Em geral, todo o cenário de doação de órgãos foi afetado pelo cenário epidemiológico, mas, para o diretor do Banco de Pele, a queda constante das doações de pele foi mais intensa devido aos estigmas quanto ao procedimento. Quando um paciente recebe óbito, é ofertada aos responsáveis a possibilidade de doar os órgãos, porém, entre fígado, coração, pulmão, córnea etc., a doação de pele é menos aceita, pelo receio quanto à aparência do indivíduo no funeral. André Paggiaro esclarece que são retiradas as peles de áreas “escondidas” e que não alteram o corpo do indivíduo — de modo a ser imperceptível nos velórios. 

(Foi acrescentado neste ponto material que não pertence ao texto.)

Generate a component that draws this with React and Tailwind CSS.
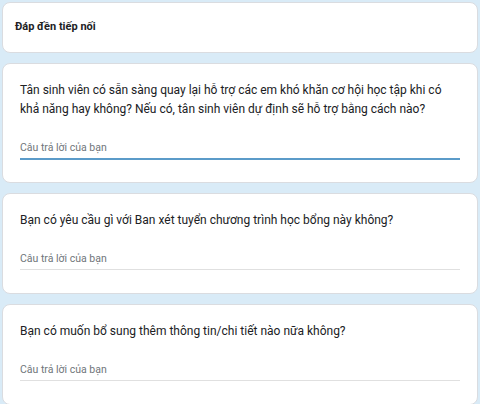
const questions = [
  {
    id: 1,
    text: 'Tân sinh viên có sẵn sàng quay lại hỗ trợ các em khó khăn cơ hội học tập khi có khả năng hay không? Nếu có, tân sinh viên dự định sẽ hỗ trợ bằng cách nào?',
    focused: true,
  },
  { id: 2, text: 'Bạn có yêu cầu gì với Ban xét tuyển chương trình học bổng này không?' },
  { id: 3, text: 'Bạn có muốn bổ sung thêm thông tin/chi tiết nào nữa không?' },
];

const QuestionCard = ({ text, focused }) => (
  <div className="bg-white border border-[#dadce0] rounded-lg px-[17px] pt-[17px] pb-[22px]">
    <p className="text-[12px] leading-[19px] text-[#202124]">{text}</p>
    {/* Short answer field */}
    <div
      className={
        focused
          ? 'mt-[22px] pb-[3px] border-b-2 border-[#5b9bc9]'
          : 'mt-[22px] pb-[3px] border-b border-[#e0e0e0] mb-[1px]'
      }
    >
      <p className="text-[10.5px] leading-[14px] text-[#70757a]">Câu trả lời của bạn</p>
    </div>
  </div>
);

export default function App() {
  return (
    <div
      className="min-h-[404px] bg-[#d9ebf7] pt-[2px] pl-[2px] pr-[2px] flex flex-col gap-[10px]"
      style={{ fontFamily: 'Roboto, "Noto Sans", sans-serif' }}
    >
      <div className="bg-white border border-[#dadce0] rounded-lg px-[12px] pt-[17px] pb-[18px]">
        <h2 className="text-[11px] leading-[14px] font-bold text-[#202124]">Đáp đền tiếp nối</h2>
      </div>

      {questions.map((q) => (
        <QuestionCard key={q.id} text={q.text} focused={q.focused} />
      ))}
    </div>
  );
}
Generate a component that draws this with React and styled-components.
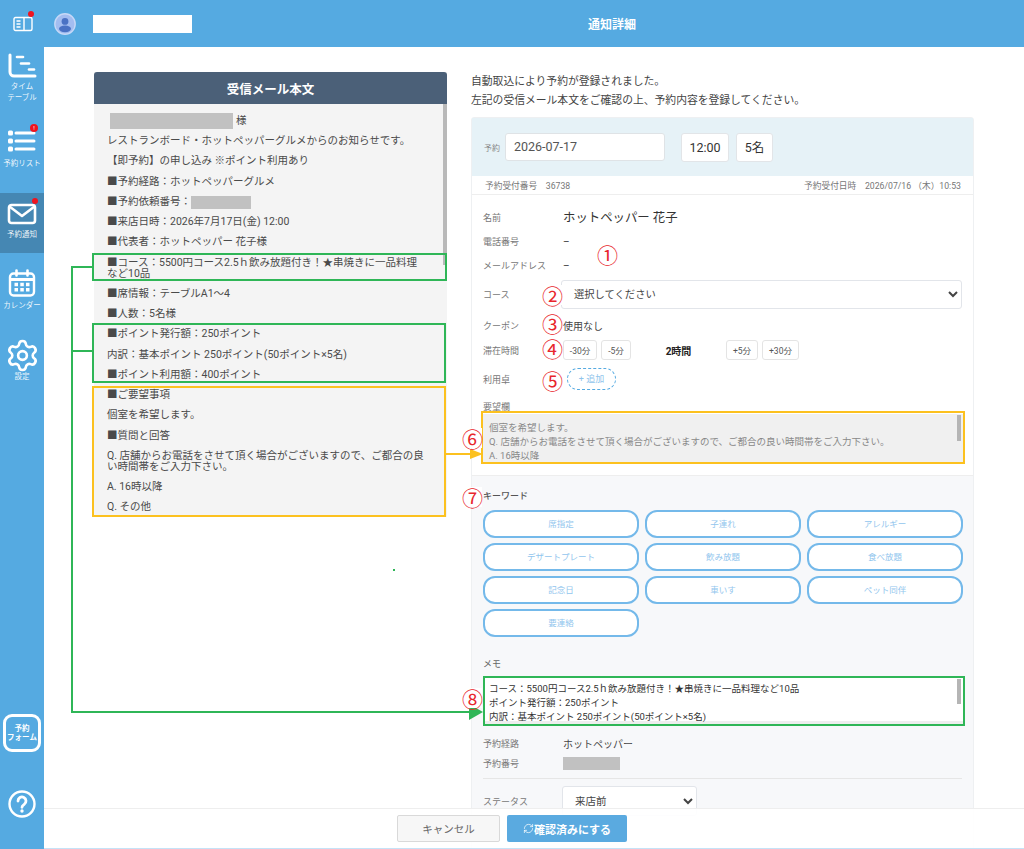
import React from "react";
import styled, { createGlobalStyle } from "styled-components";
import { Settings, RefreshCw } from "lucide-react";

const GlobalStyle = createGlobalStyle`
  html, body { margin: 0; padding: 0; background: #fff; }
  body { font-family: Roboto, "Noto Sans CJK JP", sans-serif; }
  * { box-sizing: border-box; }
`;

const mailLines = [
  "レストランボード・ホットペッパーグルメからのお知らせです。",
  "【即予約】の申し込み ※ポイント利用あり",
  "■予約経路：ホットペッパーグルメ",
];
const mailLines2 = [
  "■来店日時：2026年7月17日(金) 12:00",
  "■代表者：ホットペッパー 花子様",
  "■コース：5500円コース2.5ｈ飲み放題付き！★串焼きに一品料理\nなど10品",
  "■席情報：テーブルA1〜4",
  "■人数：5名様",
  "■ポイント発行額：250ポイント",
  "内訳：基本ポイント 250ポイント(50ポイント×5名)",
  "■ポイント利用額：400ポイント",
  "■ご要望事項",
  "個室を希望します。",
  "■質問と回答",
  "Q. 店舗からお電話をさせて頂く場合がございますので、ご都合の良\nい時間帯をご入力下さい。",
  "A. 16時以降",
  "Q. その他",
];
const keywords = ["席指定", "子連れ", "アレルギー", "デザートプレート", "飲み放題", "食べ放題", "記念日", "車いす", "ペット同伴", "要連絡"];
const markers = [
  ["①", 607, 254],
  ["②", 552, 295],
  ["③", 552, 323],
  ["④", 552, 348],
  ["⑤", 552, 380],
  ["⑥", 472, 438],
  ["⑦", 472, 497],
  ["⑧", 472, 698],
];

const App = () => {
  return (
    <Page>
      <GlobalStyle />
      <TopBar>
        <BookIcon>
          <svg width="20" height="16" viewBox="0 0 20 16" fill="none" stroke="#fff" strokeWidth="1.4">
            <rect x="1" y="1.5" width="18" height="13" rx="1.5" />
            <path d="M11 1.5v13M3.5 5h4M3.5 8h4M3.5 11h4" />
          </svg>
          <RedDot $x={15} $y={-5} />
        </BookIcon>
        <Avatar>
          <svg width="22" height="22" viewBox="0 0 22 22">
            <circle cx="11" cy="11" r="10.2" fill="#a3bdf0" stroke="#c6d8f7" strokeWidth="1.4" />
            <circle cx="11" cy="8.4" r="3.4" fill="#4a72c4" />
            <ellipse cx="11" cy="15.8" rx="6" ry="3.4" fill="#4a72c4" />
          </svg>
        </Avatar>
        <NameBlank />
        <Title>通知詳細</Title>
      </TopBar>

      <Body>
        <Side>
          <SideItem $h={73} $pad={6}>
            <svg width="30" height="25" viewBox="0 0 30 25" fill="none" stroke="#fff" strokeLinecap="round">
              <path d="M3 2v17a4 4 0 0 0 4 4h21" strokeWidth="3" />
              <path d="M10 4h6" strokeWidth="2.6" />
              <path d="M14 10.500h8" strokeWidth="2.6" />
              <path d="M22 16.500h5" strokeWidth="2.6" />
            </svg>
            <SideLabel $mt={2.500}>タイム<br />テーブル</SideLabel>
          </SideItem>
          <SideItem $h={73} $pad={9}>
            <svg width="30" height="24" viewBox="0 0 30 24" fill="none" stroke="#fff">
              <path d="M9 4h18M9 12h18M9 20h18" strokeWidth="3" strokeLinecap="round" />
              <rect x="1" y="1.500" width="5" height="5" rx="1.500" fill="#fff" stroke="none" />
              <rect x="1" y="9.500" width="5" height="5" rx="1.500" fill="#fff" stroke="none" />
              <rect x="1" y="17.500" width="5" height="5" rx="1.500" fill="#fff" stroke="none" />
            </svg>
            <SideLabel $mt={5}>予約リスト</SideLabel>
            <AlertBadge>!</AlertBadge>
          </SideItem>
          <SideItem $h={60} $pad={10} $active>
            <svg width="30" height="22" viewBox="0 0 30 22" fill="none" stroke="#fff" strokeWidth="2.6" strokeLinejoin="round">
              <rect x="2" y="2" width="26" height="18" rx="2.500" />
              <path d="M2.500 3.500 15 13 27.500 3.500" />
            </svg>
            <SideLabel>予約通知</SideLabel>
            <RedDot $x={32} $y={5} />
          </SideItem>
          <SideItem $h={73} $pad={16}>
            <svg width="28" height="28" viewBox="0 0 28 28" fill="none" stroke="#fff">
              <rect x="2" y="4.500" width="24" height="22" rx="3.500" strokeWidth="2.400" />
              <path d="M2 10.500h24" strokeWidth="3" />
              <path d="M8.500 1.500v5M19.500 1.500v5" strokeWidth="2.600" strokeLinecap="round" />
              <path d="M6.500 15.500h3.500M12.300 15.500h3.500M18 15.500h3.500M6.500 20.700h3.500M12.300 20.700h3.500M18 20.700h3.500" strokeWidth="3.400" />
            </svg>
            <SideLabel $mt={3}>カレンダー</SideLabel>
          </SideItem>
          <SideItem $h={60} $pad={12}>
            <Settings size={35} color="#fff" strokeWidth={1.8} />
            <SideLabel $mt={-2.500}>設定</SideLabel>
          </SideItem>
          <FormButton>予約<br />フォーム</FormButton>
          <HelpIcon>
            <svg width="28" height="28" viewBox="0 0 28 28" fill="none" stroke="#fff">
              <circle cx="14" cy="14" r="12.500" strokeWidth="2.400" />
              <path d="M10 11a4 4 0 1 1 6.200 3.300c-1.400.9-2.200 1.500-2.200 3" strokeWidth="2.800" strokeLinecap="round" />
              <circle cx="14" cy="21" r="1.700" fill="#fff" stroke="none" />
            </svg>
          </HelpIcon>
        </Side>

        <Main>
          <MailPanel>
            <MailHead>受信メール本文</MailHead>
            <MailBody>
              <MailLine><Redact $w={123} $h={16} $gap={3} />様</MailLine>
              {mailLines.map((t) => <MailLine key={t}>{t}</MailLine>)}
              <MailLine>■予約依頼番号：<Redact $w={60} $h={13} /></MailLine>
              {mailLines2.map((t) => <MailLine key={t}>{t}</MailLine>)}
              <MailThumb />
            </MailBody>
          </MailPanel>

          <Detail>
            <Intro>
              自動取込により予約が登録されました。<br />
              左記の受信メール本文をご確認の上、予約内容を登録してください。
            </Intro>
            <Card>
              <BookingHead>
                <TinyLabel>予約</TinyLabel>
                <DateBox>2026-07-17</DateBox>
                <ValueBox $w={48} $ml={16}>12:00</ValueBox>
                <ValueBox $w={37} $ml={7}>5名</ValueBox>
              </BookingHead>
              <MetaRow>
                <span>予約受付番号　36738</span>
                <span>予約受付日時　2026/07/16 （木）10:53</span>
              </MetaRow>
              <FormSection>
                <Row $h={24}><Label>名前</Label><GuestName>ホットペッパー 花子</GuestName></Row>
                <Row $h={24}><Label>電話番号</Label><Value>–</Value></Row>
                <Row $h={24}><Label>メールアドレス</Label><Value>–</Value></Row>
                <Row $h={29} $mt={3}>
                  <Label $w={78}>コース</Label>
                  <CourseSelect defaultValue="none">
                    <option value="none">選択してください</option>
                  </CourseSelect>
                </Row>
                <Row $h={30} $mt={1}><Label>クーポン</Label><Value>使用なし</Value></Row>
                <Row $h={20}>
                  <Label>滞在時間</Label>
                  <StepButton $w={34}>-30分</StepButton>
                  <StepButton $w={30} $ml={4}>-5分</StepButton>
                  <StayTime>2時間</StayTime>
                  <StepButton $w={32}>+5分</StepButton>
                  <StepButton $w={37} $ml={4}>+30分</StepButton>
                </Row>
                <Row $h={22} $mt={8}><Label $w={84}>利用卓</Label><AddTable>+ 追加</AddTable></Row>
                <RequestLabel>要望欄</RequestLabel>
                <NoteBox $gray $h={48}>
                  個室を希望します。<br />
                  Q. 店舗からお電話をさせて頂く場合がございますので、ご都合の良い時間帯をご入力下さい。<br />
                  A. 16時以降
                  <NoteThumb $h={26} />
                </NoteBox>
              </FormSection>
              <KeywordSection>
                <KeywordLabel>キーワード</KeywordLabel>
                <KeywordGrid>
                  {keywords.map((k) => <Keyword key={k}>{k}</Keyword>)}
                </KeywordGrid>
                <MemoLabel>メモ</MemoLabel>
                <NoteBox $h={46}>
                  コース：5500円コース2.5ｈ飲み放題付き！★串焼きに一品料理など10品<br />
                  ポイント発行額：250ポイント<br />
                  内訳：基本ポイント 250ポイント(50ポイント×5名)
                  <NoteThumb $h={25} />
                </NoteBox>
                <Row $h={20} $mt={9}><Label>予約経路</Label><Value>ホットペッパー</Value></Row>
                <Row $h={20}><Label>予約番号</Label><Redact $w={57} $h={13} /></Row>
                <Divider />
                <Row $h={30} $mt={7}>
                  <Label $w={79}>ステータス</Label>
                  <StatusSelect defaultValue="before">
                    <option value="before">来店前</option>
                  </StatusSelect>
                </Row>
              </KeywordSection>
            </Card>
          </Detail>
        </Main>
      </Body>

      <Footer>
        <CancelButton>キャンセル</CancelButton>
        <ConfirmButton><RefreshCw size={11} strokeWidth={1.6} />確認済みにする</ConfirmButton>
      </Footer>

      {/* 説明用の注釈 */}
      <Callout $x={92} $y={253} $w={355} $h={28} />
      <Callout $x={92} $y={323} $w={354} $h={60} />
      <Callout $x={92} $y={386} $w={354} $h={131} $yellow />
      <Callout $x={481} $y={411} $w={484} $h={53} $yellow />
      <Callout $x={483} $y={676} $w={482} $h={50} />
      <Arrows width="1024" height="849" viewBox="0 0 1024 849" fill="none">
        <path d="M92 267H72V712H470M72 351H92" stroke="#2fb657" strokeWidth="2" />
        <path d="M469 704 483 712 469 720Z" fill="#2fb657" />
        <path d="M446 454H471" stroke="#fcc11f" strokeWidth="2" />
        <path d="M470 449 483 454 470 459Z" fill="#fcc11f" />
        <rect x="393" y="569" width="2" height="2" fill="#2fb657" />
      </Arrows>
      {markers.map(([n, x, y]) => <Marker key={n} $x={x} $y={y}>{n}</Marker>)}
    </Page>
  );
};

export default App;

const Page = styled.div`
  position: relative;
  width: 1024px;
  height: 849px;
  overflow: hidden;
  color: #444;
  font-family: Roboto, "Noto Sans CJK JP", sans-serif;
`;
const TopBar = styled.header`
  display: flex;
  align-items: center;
  height: 47px;
  background: #55aae1;
  position: relative;
`;
const BookIcon = styled.div`
  position: relative;
  display: flex;
  width: 20px;
  margin-left: 13px;
`;
const Avatar = styled.div`
  display: flex;
  margin-left: 21px;
`;
const NameBlank = styled.div`
  width: 99px;
  height: 18px;
  margin-left: 17px;
  background: #fff;
`;
const Title = styled.div`
  flex: 1;
  padding-left: 8px;
  text-align: center;
  color: #fff;
  font-size: 12px;
  font-weight: 700;
`;
const RedDot = styled.span`
  position: absolute;
  left: ${(p) => p.$x}px;
  top: ${(p) => p.$y}px;
  width: 6px;
  height: 6px;
  border-radius: 50%;
  background: #f0141e;
`;
const Body = styled.div`
  display: flex;
  height: 802px;
`;
const Side = styled.nav`
  display: flex;
  flex-direction: column;
  flex: 0 0 44px;
  background: #55aae1;
`;
const SideItem = styled.div`
  position: relative;
  display: flex;
  flex-direction: column;
  align-items: center;
  height: ${(p) => p.$h}px;
  padding-top: ${(p) => p.$pad}px;
  background: ${(p) => (p.$active ? "#4587b3" : "transparent")};
`;
const SideLabel = styled.div`
  margin-top: ${(p) => p.$mt ?? 4}px;
  color: rgba(255, 255, 255, 0.9);
  font-size: 7.500px;
  line-height: 11px;
  text-align: center;
  white-space: nowrap;
`;
const AlertBadge = styled.span`
  position: absolute;
  left: 30px;
  top: 4px;
  width: 8px;
  height: 8px;
  border-radius: 50%;
  background: #f0141e;
  color: #fff;
  font-size: 6px;
  line-height: 8px;
  text-align: center;
`;
const FormButton = styled.div`
  display: flex;
  align-items: center;
  justify-content: center;
  width: 38px;
  height: 38px;
  margin: 328px 0 0 3px;
  border: 3px solid #fff;
  border-radius: 9px;
  color: #fff;
  font-size: 7.500px;
  font-weight: 700;
  line-height: 9px;
  text-align: center;
  white-space: nowrap;
`;
const HelpIcon = styled.div`
  display: flex;
  margin: 38px 0 0 8px;
`;
const Main = styled.main`
  flex: 1;
  display: flex;
  align-items: flex-start;
  padding: 25px 0 0 50px;
  background: #fff;
`;
const MailPanel = styled.section`
  flex: 0 0 353px;
  height: 445px;
  background: #f4f4f4;
`;
const MailHead = styled.h2`
  margin: 0;
  height: 32px;
  border-radius: 3px 3px 0 0;
  background: #4b6078;
  color: #fff;
  font-size: 12.500px;
  font-weight: 700;
  line-height: 35px;
  text-align: center;
`;
const MailBody = styled.div`
  position: relative;
  height: 413px;
  padding: 10.800px 10px 0 13px;
  overflow: hidden;
`;
const MailLine = styled.p`
  margin: 0 0 9.250px;
  min-height: 11px;
  color: #4a4a4a;
  font-size: 10.500px;
  line-height: 11px;
  white-space: pre-line;
`;
const MailThumb = styled.div`
  position: absolute;
  right: 0;
  top: 0;
  width: 4px;
  height: 161px;
  background: #b9b9b9;
`;
const Redact = styled.span`
  display: inline-block;
  vertical-align: middle;
  width: ${(p) => p.$w}px;
  height: ${(p) => p.$h}px;
  margin: -4px ${(p) => p.$gap ?? 0}px;
  background: #c1c1c1;
`;
const Detail = styled.section`
  flex: 0 0 503px;
  margin-left: 24px;
`;
const Intro = styled.p`
  margin: 0;
  height: 45px;
  color: #444;
  font-size: 10.800px;
  line-height: 19px;
`;
const Card = styled.div`
  border: 1px solid #eef0f2;
  border-radius: 3px 3px 0 0;
  background: #fff;
`;
const BookingHead = styled.div`
  display: flex;
  align-items: center;
  height: 58px;
  padding-left: 12px;
  background: #e6f2f7;
`;
const TinyLabel = styled.span`
  width: 21px;
  color: #888;
  font-size: 8px;
`;
const DateBox = styled.div`
  width: 160px;
  height: 28px;
  padding-left: 8px;
  border: 1px solid #dfe3e6;
  border-radius: 3px;
  background: #fff;
  color: #555;
  font-size: 12.500px;
  line-height: 26px;
`;
const ValueBox = styled.div`
  width: ${(p) => p.$w}px;
  height: 29px;
  margin-left: ${(p) => p.$ml}px;
  border: 1px solid #e2e5e8;
  border-radius: 3px;
  background: #fff;
  color: #333;
  font-size: 12.500px;
  line-height: 27px;
  text-align: center;
`;
const MetaRow = styled.div`
  display: flex;
  justify-content: space-between;
  align-items: center;
  height: 19px;
  padding: 0 12px 0 13px;
  border-bottom: 1px solid #eeeeee;
  color: #777;
  font-size: 8.700px;
`;
const FormSection = styled.div`
  height: 281px;
  padding: 10px 10px 0 11px;
  border-bottom: 1px solid #eeeeee;
`;
const Row = styled.div`
  display: flex;
  align-items: center;
  height: ${(p) => p.$h}px;
  margin-top: ${(p) => p.$mt ?? 0}px;
`;
const Label = styled.span`
  flex: 0 0 ${(p) => p.$w ?? 80}px;
  color: #777;
  font-size: 9px;
  white-space: nowrap;
`;
const Value = styled.span`
  color: #444;
  font-size: 10px;
`;
const GuestName = styled.span`
  color: #333;
  font-size: 12.400px;
`;
const CourseSelect = styled.select`
  width: 401px;
  height: 29px;
  padding-left: 8px;
  border: 1px solid #e2e5ea;
  border-radius: 3px;
  background: #fff;
  color: #444;
  font-family: inherit;
  font-size: 10.300px;
`;
const StepButton = styled.button`
  width: ${(p) => p.$w}px;
  height: 20px;
  margin-left: ${(p) => p.$ml ?? 0}px;
  padding: 0;
  border: 1px solid #e4e4e4;
  border-radius: 3px;
  background: #fff;
  color: #555;
  font-family: inherit;
  font-size: 8.500px;
`;
const StayTime = styled.span`
  width: 95px;
  color: #222;
  font-size: 10px;
  font-weight: 700;
  text-align: center;
`;
const AddTable = styled.div`
  width: 49px;
  height: 22px;
  border: 1px dashed #55aae1;
  border-radius: 11px;
  color: #8fc4ec;
  font-size: 9px;
  line-height: 20px;
  text-align: center;
`;
const RequestLabel = styled.div`
  height: 14px;
  margin-top: 10px;
  color: #777;
  font-size: 9px;
  line-height: 14px;
`;
const NoteBox = styled.div`
  position: relative;
  width: 480px;
  height: ${(p) => p.$h}px;
  padding: ${(p) => (p.$gray ? 7 : 4)}px 8px 0 6px;
  overflow: hidden;
  background: ${(p) => (p.$gray ? "#f0f0f0" : "#fff")};
  box-shadow: ${(p) => (p.$gray ? "none" : "inset 0 -3px 0 #eeeeee")};
  color: ${(p) => (p.$gray ? "#888" : "#333")};
  font-size: 9.500px;
  line-height: 13.800px;
  white-space: nowrap;
`;
const NoteThumb = styled.div`
  position: absolute;
  right: 2px;
  top: 1px;
  width: 4px;
  height: ${(p) => p.$h}px;
  background: #b5b5b5;
`;
const KeywordSection = styled.div`
  height: 380px;
  padding: 14px 10px 0 11px;
  background: #f7f8fa;
`;
const KeywordLabel = styled.div`
  height: 12px;
  color: #555;
  font-size: 9px;
  font-weight: 500;
  line-height: 12px;
`;
const KeywordGrid = styled.div`
  display: grid;
  grid-template-columns: repeat(3, 156px);
  grid-auto-rows: 28px;
  gap: 5px 6px;
  margin-top: 8px;
`;
const Keyword = styled.div`
  border: 2px solid #74b9ea;
  border-radius: 12px;
  background: #fff;
  color: #92c6ee;
  font-size: 8.500px;
  line-height: 24px;
  text-align: center;
`;
const MemoLabel = styled.div`
  height: 12px;
  margin: 21px 0 8px;
  color: #666;
  font-size: 9px;
  line-height: 12px;
`;
const Divider = styled.div`
  width: 479px;
  height: 1px;
  margin-top: 5px;
  background: #e6e6e6;
`;
const StatusSelect = styled.select`
  width: 135px;
  height: 30px;
  padding-left: 8px;
  border: 1px solid #e2e5ea;
  border-radius: 3px;
  background: #fff;
  color: #444;
  font-family: inherit;
  font-size: 10.500px;
`;
const Footer = styled.footer`
  position: absolute;
  left: 44px;
  right: 0;
  bottom: 0;
  display: flex;
  align-items: center;
  justify-content: center;
  gap: 7px;
  height: 41px;
  padding: 0 44px 0 0;
  border-top: 1px solid #eeeeee;
  border-bottom: 1px solid #c5e2f7;
  background: rgba(255, 255, 255, 0.93);
`;
const CancelButton = styled.button`
  width: 103px;
  height: 27px;
  padding: 0;
  border: 1px solid #d9d9d9;
  border-radius: 2px;
  background: #f7f7f7;
  color: #666;
  font-family: inherit;
  font-size: 10.500px;
`;
const ConfirmButton = styled.button`
  display: flex;
  align-items: center;
  justify-content: center;
  width: 120px;
  height: 27px;
  padding: 0;
  border: 0;
  border-radius: 2px;
  background: #5aaae0;
  color: #fff;
  font-family: inherit;
  font-size: 11px;
  font-weight: 700;
`;
const Callout = styled.div`
  position: absolute;
  left: ${(p) => p.$x}px;
  top: ${(p) => p.$y}px;
  width: ${(p) => p.$w}px;
  height: ${(p) => p.$h}px;
  border: 2px solid ${(p) => (p.$yellow ? "#fcc11f" : "#2fb657")};
  pointer-events: none;
`;
const Arrows = styled.svg`
  position: absolute;
  left: 0;
  top: 0;
  pointer-events: none;
`;
const Marker = styled.span`
  position: absolute;
  left: ${(p) => p.$x - 10}px;
  top: ${(p) => p.$y - 10}px;
  width: 20px;
  height: 20px;
  background: #fff;
  color: #e8262c;
  font-family: "Noto Sans CJK JP", sans-serif;
  font-size: 21px;
  line-height: 20px;
  text-align: center;
`;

No início da pandemia, o desconhecimento acerca da Covid-19 restringiu as doações, pois não era possível checar se os tecidos coletados estavam livres de contaminação

Como os tecidos podem ser armazenados por até dois anos, as doações feitas nos anos anteriores têm ajudado a suprir a demanda atual, o que pode ser impossibilitado sem um maior volume de novas doações. Em caso do estoque ser insuficiente para atender os pacientes necessitados, a rede nacional é ativada, ou até mesmo a nível internacional. 

O Brasil possui cinco bancos de pele, nos estados de Rio de Janeiro, Paraná, Rio Grande do Sul e, além do Banco do HC, há outro recém inaugurado em São Paulo, na cidade de Ribeirão Preto. Eles respondem pelas demandas de pele em todo o território nacional, com a possibilidade de contribuir em emergências entre os países latinos. 

Antes da pandemia, em fevereiro de 2020, o HC-FMUSP doou 10 mil cm² de pele ao Ministério da Saúde do Peru para o tratamento das vítimas de explosão de um caminhão-tanque que transportava gás. A tragédia ocorreu em janeiro daquele ano, no distrito de Villa El Salvador, no sul de Lima, e deixou 48 pessoas com queimaduras graves a muito graves. O Banco de Tecidos de Porto Alegre também participou da ação, com doação na mesma quantidade. 

Vale destacar que o Banco, por ser ligado à USP, tem como pilares o ensino, pesquisa e resistência; aspectos que também podem ser prejudicados com o esvaziamento do estoque.